Mathematically, pose-differentiable rendering often relies on either relaxation of indicator functions to continuous sigmoids or explicit expansion of singular integrals (as in the SDF band technique), and their suitability is context-dependent. For primarily silhouette-based inverse problems, analytical techniques with antialiasing or band integrals are advantageous. For learning-based and neural approaches, feature-space comparisons and batched optimization effectively address local minima and ambiguous gradients.

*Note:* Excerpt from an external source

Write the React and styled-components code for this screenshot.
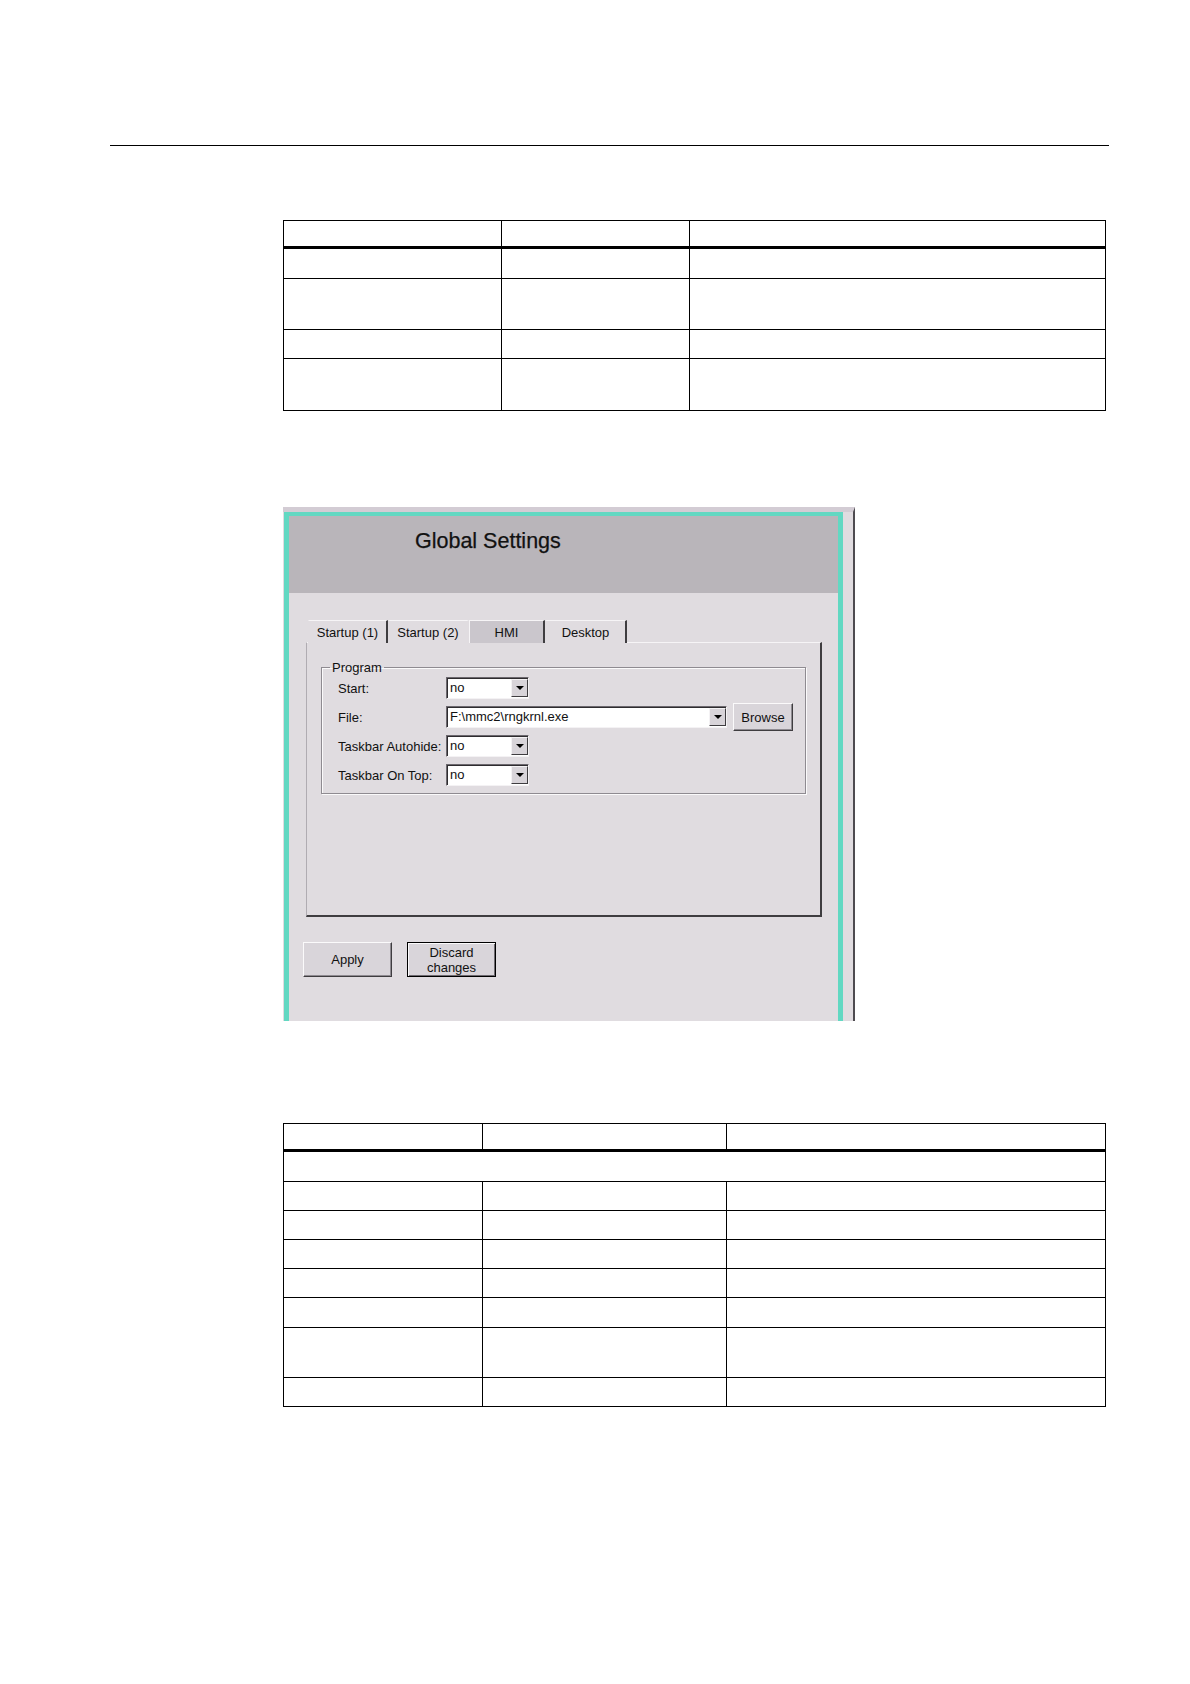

6. Context, Applications, and Future Directions

Pose-differentiable rendering pipelines have broad relevance in:

Inverse graphics and 3D reconstruction: Enabling estimation of geometry and pose without strong supervision or keypoint annotation (Wu et al., 2019, Park et al., 2019).
Robotic calibration, control, and imitation: Allowing direct closed-loop visual alignment of articulated robots, marker-less calibration in surgical robots, and vision-language-driven robot control (Liang et al., 7 Mar 2025, Liu et al., 17 Oct 2024).
CAD and procedural modeling: Facilitating direct image-based or mixed-edit optimization of CSG parameters with real-time feedback (Yuan et al., 2 Sep 2024).
Human-centric visual applications: Supporting pose transfer, novel view synthesis, segmentation-aware learning in monocular images (Wang et al., 2020, Rochette et al., 2023).

A plausible implication is that as differentiable rendering modules become more efficient and robust—through architectural simplification (e.g., SDF thin band expansion (Wang et al., 14 May 2024)), explicit intersection handling (Yuan et al., 2 Sep 2024), or better integration with physical simulation—pose-differentiable pipelines will underpin a new generation of “end-to-end” perception-and-control systems across vision, graphics, and robotics.

Further directions include universalization to arbitrary geometric representations, hybridization with domain adaptation (as in photorealistic depth simulation (Planche et al., 2021)), and scaling pose-differentiable workflows to interact in real time with high-dimensional control and learning systems (Liu et al., 17 Oct 2024).